Entries with page source code:
***
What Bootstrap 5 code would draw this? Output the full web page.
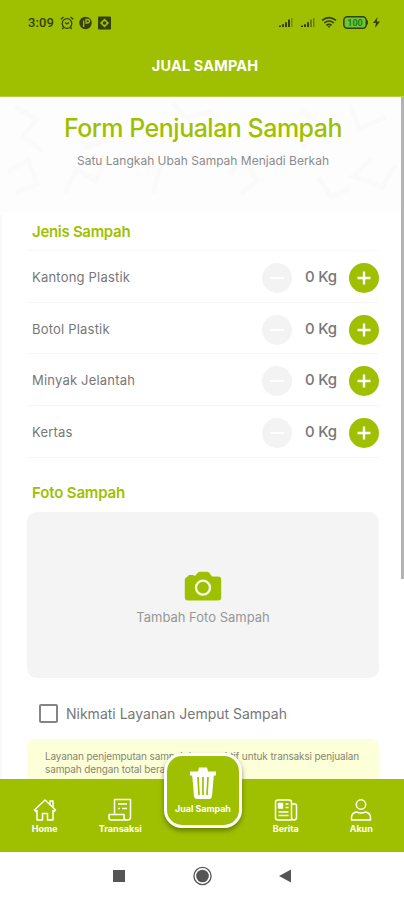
<!DOCTYPE html>
<html lang="id">
<head>
<meta charset="utf-8">
<meta name="viewport" content="width=device-width, initial-scale=1">
<title>Jual Sampah</title>
<link rel="stylesheet" href="https://cdn.jsdelivr.net/npm/bootstrap@5.3.0/dist/css/bootstrap.min.css">
<style>
:root { --leaf: #9fc000; --ink: #777; }
body { font-family: Inter, "Noto Sans", sans-serif; color: var(--ink); background: #fff; }
svg { display: block; flex: none; }
.screen { height: 900px; }
.leaf-bg { background: var(--leaf); }
.leaf-text { color: var(--leaf); }
.top-area { height: 97px; border-bottom: 1px solid #b8cf42; }
.status { height: 45px; padding: 0 24px 0 28px; color: #34410a; }
.clock { font: 500 13px/16px Roboto, sans-serif; letter-spacing: .1px; margin-right: 6px; }
.wifi { margin-left: 6px; }
.battery { margin-left: 6px; }
.app-title { height: 41px; font-size: 14.5px; letter-spacing: .15px; padding-left: 6px; }
.content { height: 682px; }
.hero { height: 115px; background: #fdfdfd; }
.hero-art { left: 0; top: 0; }
.hero h1 { font-size: 25px; line-height: 30px; font-weight: 500; letter-spacing: -.5px; padding-left: 2px; margin: 0; }
.hero p { font-size: 12px; line-height: 16px; margin: 10px 0 0; padding-left: 2px; color: #8b8b8b; }
.sheet { height: 567px; border-left: 2px solid #f9f9f9; padding: 2px 25px 0; border-top-left-radius: 6px; }
.section-name { font-size: 15px; line-height: 20px; font-weight: 600; padding-left: 5px; margin: 0; letter-spacing: -.3px; }
.photo-name { padding-top: 25px; padding-bottom: 1px; letter-spacing: -.15px; }
.waste-row { height: 51.7px; border-bottom: 1px solid #f6f6f6; padding: 3px 0 0 5px; }
.waste-name { font-size: 13px; letter-spacing: .2px; }
.round-btn { width: 30px; height: 30px; border: 0; padding: 0; }
.minus { background: #f3f3f3; }
.amount { width: 57px; font-size: 15px; font-weight: 500; letter-spacing: -.2px; margin-top: -1px; padding-left: 1px; }
.photo { height: 166px; background: #f4f4f4; border-radius: 10px; margin-top: 8px; padding-top: 8px; color: #979797; font-size: 13px; }
.photo span { margin-top: 6px; line-height: 20px; }
.tick { width: 19px; height: 19px; border: 2px solid #858585; border-radius: 2px !important; background: #fff; margin: 0; }
.pickup { margin: 26px 0 0 12px; height: 20px; font-size: 14px; }
.notice { margin-top: 15px; height: 60px; background: #fdffd9; border-radius: 8px; padding: 11px 18px; font-size: 10px; line-height: 13px; letter-spacing: -.13px; color: #85866f; }
.thumb { right: 0; top: 0; width: 3px; height: 482px; background: #b3b3b3; }
.tabs { height: 73px; color: #fff; padding-left: 2px; }
.tab { width: 75.5px; height: 72px; padding-top: 19px; font-size: 9px; font-weight: 700; line-height: 11px; color: #fff; }
.tab svg { margin-bottom: 1px; }
.tab-gap { width: 90px; }
.sell { left: 164px; top: -26px; width: 78px; height: 75px; border: 3px solid #fff; border-radius: 18px; box-shadow: 0 3px 5px rgba(60,75,0,.55); color: #fff; font-size: 8.9px; line-height: 10px; font-weight: 700; padding-top: 10px; }
.system { height: 48px; padding-left: 2px; }
</style>
<script src="https://cdn.jsdelivr.net/npm/bootstrap@5.3.0/dist/js/bootstrap.bundle.min.js"></script>
</head>
<body>
<div class="screen d-flex flex-column overflow-hidden">
<header class="top-area leaf-bg flex-shrink-0">
  <div class="status d-flex align-items-center justify-content-between">
    <div class="d-flex align-items-center">
      <span class="clock">3:09</span>
      <svg width="14" height="14" viewBox="0 0 14 14" fill="none" stroke="currentColor" stroke-width="1.3"><circle cx="7" cy="7.5" r="4.8"/><path d="M.8 3.3 3.5 1M13.2 3.3 10.5 1M5 6.4l2 1.5 2-1.5M3.5 11.5 2.3 13M10.5 11.5l1.2 1.5"/></svg>
      <svg class="ms-1" width="14" height="14" viewBox="0 0 14 14"><circle cx="7.5" cy="7" r="6.2" fill="currentColor"/><path d="M5.6 11V4.5M8 3.5h1.5q2 0 2 1.7T9.5 7H8z" fill="none" stroke="#9fc000" stroke-width="1.3"/></svg>
      <svg class="ms-1" width="15" height="14" viewBox="0 0 15 14"><rect x="2" y=".5" width="13" height="13" rx="1" fill="currentColor"/><path d="M8.5 2.4 13.1 7l-4.6 4.6L3.9 7z" fill="#9fc000"/><circle cx="8.5" cy="7" r="1.8" fill="currentColor"/></svg>
    </div>
    <div class="d-flex align-items-center">
      <svg width="14" height="11" viewBox="0 0 14 11" fill="currentColor"><path d="M0 8.5h2V10H0zM3 7.3h2V10H3zM6 5.2h2V10H6zM9 2.6h2V10H9z"/><path d="M12 1h1.5v9H12z" opacity=".4"/></svg>
      <svg class="ms-2" width="14" height="11" viewBox="0 0 14 11" fill="currentColor"><path d="M0 8.5h2V10H0zM3 7.3h2V10H3zM6 5.2h2V10H6z"/><path d="M9 2.6h2V10H9zM12 1h1.5v9H12z" opacity=".5"/></svg>
      <svg class="wifi" width="16" height="13" viewBox="0 0 16 13" fill="none" stroke="currentColor" stroke-width="1.6"><path d="M1 4.4Q8-1.3 15 4.4M3.2 7Q8 3 12.8 7M5.4 9.4Q8 7.3 10.6 9.4"/><path d="M6.5 10.2 8 12l1.5-1.8z" fill="currentColor" stroke="none"/></svg>
      <svg class="battery" width="26" height="13" viewBox="0 0 26 13"><rect x=".8" y=".8" width="22.5" height="11.4" rx="3.6" fill="#6fc536" stroke="currentColor" stroke-width="1.5"/><path d="M24.2 4.5v4" stroke="currentColor" stroke-width="1.5"/><text x="12" y="9.8" text-anchor="middle" font-family="Roboto, sans-serif" font-size="9" font-weight="700" fill="#24801c">100</text></svg>
      <svg class="ms-1" width="7" height="11" viewBox="0 0 7 11" fill="currentColor"><path d="M4.5 0 0 6h3L2 11l5-6.4H3.8z"/></svg>
    </div>
  </div>
  <div class="app-title d-flex align-items-center justify-content-center fw-bold text-white">JUAL SAMPAH</div>
</header>
<main class="content position-relative flex-shrink-0 overflow-hidden">
  <section class="hero position-relative overflow-hidden text-center">
    <svg class="hero-art position-absolute" width="404" height="115" viewBox="0 0 404 115" fill="none" stroke="#fafafa" stroke-width="5"><path d="M15 10l22 12-14 18 20 14M75 20l10 30 25-8M8 75l20-12 9 24-22 9M65 96l12-24 18 12 9-15M135 62l25 9-7 25M172 5l14 16 26-6M230 78l12-20 15 26-16 13M300 12l20 16-18 22M318 80l13 20 18-8M350 7l9 25 27-12M372 61l-19 18 29 11 14-22"/></svg>
    <div class="position-relative pt-3">
      <h1 class="leaf-text">Form Penjualan Sampah</h1>
      <p>Satu Langkah Ubah Sampah Menjadi Berkah</p>
    </div>
  </section>
  <section class="sheet">
    <h2 class="section-name leaf-text pt-2 pb-2">Jenis Sampah</h2>
    <div class="waste-list border-top border-light">
      <div class="waste-row d-flex align-items-center"><span class="waste-name me-auto">Kantong Plastik</span><button class="round-btn minus rounded-circle" aria-label="Kurangi"><svg class="mx-auto" width="16" height="16" viewBox="0 0 16 16" stroke="#fff" stroke-width="2"><path d="M1 8h14"/></svg></button><span class="amount text-center">0 Kg</span><button class="round-btn leaf-bg rounded-circle" aria-label="Tambah"><svg class="mx-auto" width="16" height="16" viewBox="0 0 16 16" stroke="#fff" stroke-width="2.4"><path d="M1.5 8h13M8 1.5v13"/></svg></button></div>
      <div class="waste-row d-flex align-items-center"><span class="waste-name me-auto">Botol Plastik</span><button class="round-btn minus rounded-circle" aria-label="Kurangi"><svg class="mx-auto" width="16" height="16" viewBox="0 0 16 16" stroke="#fff" stroke-width="2"><path d="M1 8h14"/></svg></button><span class="amount text-center">0 Kg</span><button class="round-btn leaf-bg rounded-circle" aria-label="Tambah"><svg class="mx-auto" width="16" height="16" viewBox="0 0 16 16" stroke="#fff" stroke-width="2.4"><path d="M1.5 8h13M8 1.5v13"/></svg></button></div>
      <div class="waste-row d-flex align-items-center"><span class="waste-name me-auto">Minyak Jelantah</span><button class="round-btn minus rounded-circle" aria-label="Kurangi"><svg class="mx-auto" width="16" height="16" viewBox="0 0 16 16" stroke="#fff" stroke-width="2"><path d="M1 8h14"/></svg></button><span class="amount text-center">0 Kg</span><button class="round-btn leaf-bg rounded-circle" aria-label="Tambah"><svg class="mx-auto" width="16" height="16" viewBox="0 0 16 16" stroke="#fff" stroke-width="2.4"><path d="M1.5 8h13M8 1.5v13"/></svg></button></div>
      <div class="waste-row d-flex align-items-center"><span class="waste-name me-auto">Kertas</span><button class="round-btn minus rounded-circle" aria-label="Kurangi"><svg class="mx-auto" width="16" height="16" viewBox="0 0 16 16" stroke="#fff" stroke-width="2"><path d="M1 8h14"/></svg></button><span class="amount text-center">0 Kg</span><button class="round-btn leaf-bg rounded-circle" aria-label="Tambah"><svg class="mx-auto" width="16" height="16" viewBox="0 0 16 16" stroke="#fff" stroke-width="2.4"><path d="M1.5 8h13M8 1.5v13"/></svg></button></div>
    </div>
    <h2 class="section-name leaf-text photo-name">Foto Sampah</h2>
    <div class="photo d-flex flex-column align-items-center justify-content-center">
      <svg width="38" height="30" viewBox="0 0 38 30"><path d="M3 6 L5 4 H9 L11 5 L14 1.5 Q15 .8 16 .8 H23 Q24 .8 25 1.5 L28 5.5 H34 Q37.2 5.5 37.2 8.5 V26.5 Q37.2 29.5 34 29.5 H4 Q.8 29.5 .8 26.5 V8.5 Q.8 6.5 3 6 Z" fill="#9fc000"/><circle cx="19" cy="16.7" r="7" fill="none" stroke="#f8faea" stroke-width="2.3"/></svg>
      <span>Tambah Foto Sampah</span>
    </div>
    <label class="pickup d-flex align-items-center"><input type="checkbox" class="tick form-check-input"><span class="ms-2">Nikmati Layanan Jemput Sampah</span></label>
    <div class="notice text-nowrap">Layanan penjemputan sampah hanya aktif untuk transaksi penjualan<br>sampah dengan total berat minimal 5 Kg</div>
  </section>
  <div class="thumb position-absolute"></div>
</main>
<nav class="tabs leaf-bg position-relative d-flex justify-content-center flex-shrink-0">
  <div class="tab d-flex flex-column align-items-center"><svg width="24" height="24" viewBox="0 0 24 24" fill="none" stroke="currentColor" stroke-width="1.5" stroke-linejoin="round"><path d="M1.5 12 12 2l10.5 10-1.5 1.5-1-1V22h-5.500v-6.500h-5V22H4v-9.500l-1 1zM17 6.500V3h3v6.500"/></svg>Home</div>
  <div class="tab d-flex flex-column align-items-center"><svg width="24" height="24" viewBox="0 0 24 24" fill="none" stroke="currentColor" stroke-width="1.5" stroke-linejoin="round"><path d="M6.5 15.500v-14h16v18q0 2.500-3 2.500H3q-2 0-2-2v-3.500h15v3q0 2.500 2.500 2.500M10 6h9M10 10.500h2M14 10.500h5"/></svg>Transaksi</div>
  <div class="tab-gap"></div>
  <div class="tab d-flex flex-column align-items-center"><svg width="24" height="24" viewBox="0 0 24 24" fill="none" stroke="currentColor" stroke-width="1.5" stroke-linejoin="round"><path d="M18 22H4q-2.500 0-2.500-2.500v-15Q1.500 2 4 2h11q2.500 0 2.500 2.500v15Q17.500 22 20 22t2.500-2.500V7.500Q22.500 6 21 6h-3.500M11.500 6h3M11.500 9.500h3M4.500 14h10M4.500 17.500h10"/><path d="M4.500 5.500h4v4.500h-4z" fill="currentColor"/></svg>Berita</div>
  <div class="tab d-flex flex-column align-items-center"><svg width="24" height="24" viewBox="0 0 24 24" fill="none" stroke="currentColor" stroke-width="1.5" stroke-linejoin="round"><circle cx="12" cy="6.500" r="4.700"/><path d="M2.500 22v-2.500Q2.500 15 7.500 14q4.500 2 9 0 5 1 5 5.500V22z"/></svg>Akun</div>
  <div class="sell leaf-bg position-absolute d-flex flex-column align-items-center"><svg width="28" height="34" viewBox="0 0 28 34"><path d="M1 5.500h8L10 1.500h8l1 4h8v4h-2.200L23 30q-.3 3-3 3H8q-2.700 0-3-3L3.200 9.500H1z" fill="#fff"/><path d="M9 11l1 18M14 11v18M19 11l-1 18" stroke="#9fc000" stroke-width="1.700"/></svg><span class="mt-1 text-nowrap">Jual Sampah</span></div>
</nav>
<footer class="system d-flex align-items-center justify-content-center flex-shrink-0">
  <svg width="180" height="20" viewBox="0 0 180 20"><path d="M0 4h12v12H0z" fill="#555"/><circle cx="89.500" cy="10" r="6.300" fill="#555"/><circle cx="89.500" cy="10" r="8.600" fill="none" stroke="#555" stroke-width="1.300"/><path d="M178 3.500v13L166 10z" fill="#555"/></svg>
</footer>
</div>
</body>
</html>
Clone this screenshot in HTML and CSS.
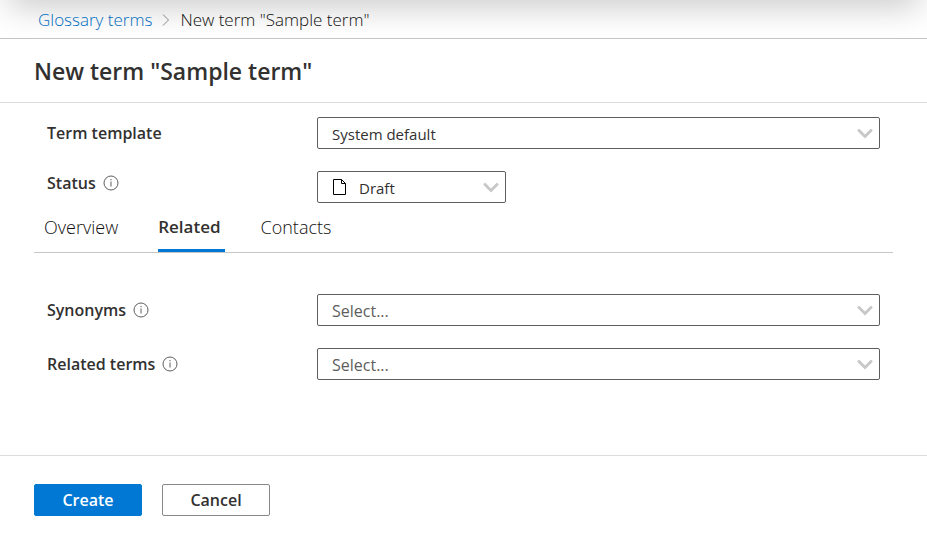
FILE: index.html
```html
<!DOCTYPE html>
<html lang="en">
<head>
<meta charset="utf-8">
<meta name="viewport" content="width=device-width, initial-scale=1">
<title>New term "Sample term"</title>
<link rel="stylesheet" href="styles.css">
</head>
<body>
<svg class="symbols" aria-hidden="true">
  <symbol id="info" viewBox="0 0 16 16">
    <circle cx="8" cy="8" r="7" fill="none" stroke="currentColor"/>
    <path d="M8 6.500v5M8 4v1.300" fill="none" stroke="currentColor"/>
  </symbol>
  <symbol id="chevron" viewBox="0 0 16 10">
    <path d="M2 1.500l6 6 6-6" fill="none" stroke="currentColor" stroke-width="3" stroke-linecap="round"/>
  </symbol>
</svg>
<nav class="breadcrumb" aria-label="Breadcrumb">
  <a href="#">Glossary terms</a>
  <svg class="separator" viewBox="0 0 8 12" aria-hidden="true"><path d="M1 .5L6.500 6 1 11.500" fill="none" stroke="currentColor"/></svg>
  <span>New term "Sample term"</span>
</nav>
<header class="title-bar"><h1>New term "Sample term"</h1></header>
<form class="form">
  <main>
    <div class="fields">
      <div class="field">
        <div class="caption"><label for="template">Term template</label></div>
        <div class="control">
          <select id="template"><option>System default</option></select>
          <svg class="chevron" aria-hidden="true"><use href="#chevron"/></svg>
        </div>
      </div>
      <div class="field">
        <div class="caption caption-raised"><label for="status">Status</label><svg class="info" aria-hidden="true"><use href="#info"/></svg></div>
        <div class="control control-short">
          <svg class="document" viewBox="0 0 14 16" aria-hidden="true"><path d="M.5.5h8l4 4v11H.5zM8.500.5v4h4" fill="none" stroke="currentColor"/></svg>
          <select id="status" class="with-icon"><option>Draft</option></select>
          <svg class="chevron" aria-hidden="true"><use href="#chevron"/></svg>
        </div>
      </div>
    </div>
    <div class="tabs" role="tablist">
      <button type="button" role="tab" aria-selected="false">Overview</button>
      <button type="button" role="tab" aria-selected="true">Related</button>
      <button type="button" role="tab" aria-selected="false">Contacts</button>
    </div>
    <div class="fields fields-related">
      <div class="field">
        <div class="caption"><label for="synonyms">Synonyms</label><svg class="info" aria-hidden="true"><use href="#info"/></svg></div>
        <div class="control">
          <select id="synonyms" class="empty"><option>Select...</option></select>
          <svg class="chevron" aria-hidden="true"><use href="#chevron"/></svg>
        </div>
      </div>
      <div class="field">
        <div class="caption"><label for="related">Related terms</label><svg class="info" aria-hidden="true"><use href="#info"/></svg></div>
        <div class="control">
          <select id="related" class="empty"><option>Select...</option></select>
          <svg class="chevron" aria-hidden="true"><use href="#chevron"/></svg>
        </div>
      </div>
    </div>
  </main>
  <footer class="actions">
    <button type="submit" class="button primary">Create</button>
    <button type="button" class="button">Cancel</button>
  </footer>
</form>
</body>
</html>
```
FILE: styles.css
```css
* { box-sizing: border-box; }

body {
  margin: 0;
  background: #fff;
  color: #323130;
  font: 16px/24px "Open Sans", "Segoe UI", sans-serif;
}

button, select { font: inherit; color: inherit; }

.symbols { position: absolute; width: 0; height: 0; }

.breadcrumb {
  position: relative;
  overflow: hidden;
  display: flex;
  align-items: center;
  gap: 10px;
  padding: 8px 38px 6px;
  border-bottom: 1px solid #c4c4c4;
  color: #11100f;
  font-size: 17px;
  font-weight: 300;
}

/* Shadow cast by the panel above the page */
.breadcrumb::before {
  content: "";
  position: absolute;
  inset: -40px 8px auto;
  height: 40px;
  box-shadow: 0 8px 32px rgba(0, 0, 0, .2);
}

.breadcrumb > * { position: relative; }
.breadcrumb a { color: #006cbe; text-decoration: none; }
.separator { width: 8px; height: 12px; color: #8a8886; }

.title-bar {
  padding: 16px 34px 15px;
  border-bottom: 1px solid #dcdcdc;
}

h1 {
  margin: 0;
  font-size: 23px;
  line-height: 32px;
  font-weight: 600;
}

main { padding: 14px 34px 75px; }

.fields { display: grid; gap: 22px; padding: 0 13px; }
.fields-related { padding-top: 41px; }

.field {
  display: grid;
  grid-template-columns: 270px minmax(0, 1fr);
}

.caption { display: flex; align-items: center; gap: 7px; font-weight: 600; }
.caption-raised { padding-bottom: 8px; }
.info { width: 16px; height: 16px; color: #605e5c; }

.control { position: relative; }
.control-short { width: 189px; }

select {
  appearance: none;
  display: block;
  width: 100%;
  height: 32px;
  padding: 2px 36px 0 14px;
  border: 1px solid #605e5c;
  border-radius: 2px;
  background: #fff;
  font-size: 15px;
}

.with-icon { padding-left: 41px; }
.empty { color: #605e5c; font-size: 16px; }

.chevron {
  position: absolute;
  top: 12px;
  right: 7px;
  width: 16px;
  height: 10px;
  color: #c8c8c8;
  pointer-events: none;
}

.document {
  position: absolute;
  top: 8px;
  left: 16px;
  width: 14px;
  height: 16px;
  color: #000;
}

.tabs {
  display: flex;
  gap: 36px;
  padding: 0 10px;
  border-bottom: 1px solid #c8c6c4;
}

.tabs button {
  padding: 12px 4px 10px 0;
  border: 0;
  border-bottom: 3px solid transparent;
  background: none;
  color: #11100f;
  font-size: 18px;
  font-weight: 300;
}

.tabs [aria-selected="true"] {
  border-color: #0078d4;
  color: #323130;
  font-size: 17px;
  font-weight: 600;
}

.actions {
  display: flex;
  gap: 20px;
  padding: 28px 34px;
  border-top: 1px solid #dcdcdc;
}

.button {
  min-width: 108px;
  height: 32px;
  padding: 0 20px;
  border: 1px solid #8a8886;
  border-radius: 2px;
  background: #fff;
  font-weight: 600;
}

.primary { border-color: #0078d4; background: #0078d4; color: #fff; }
```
***
- TASK DIRECTIONS -
Every line in the data above that contains "this" needs to be copied.

- SOLUTION -
What Bootstrap 5 code would draw this? Output the full web page.
Clone this screenshot in HTML and CSS.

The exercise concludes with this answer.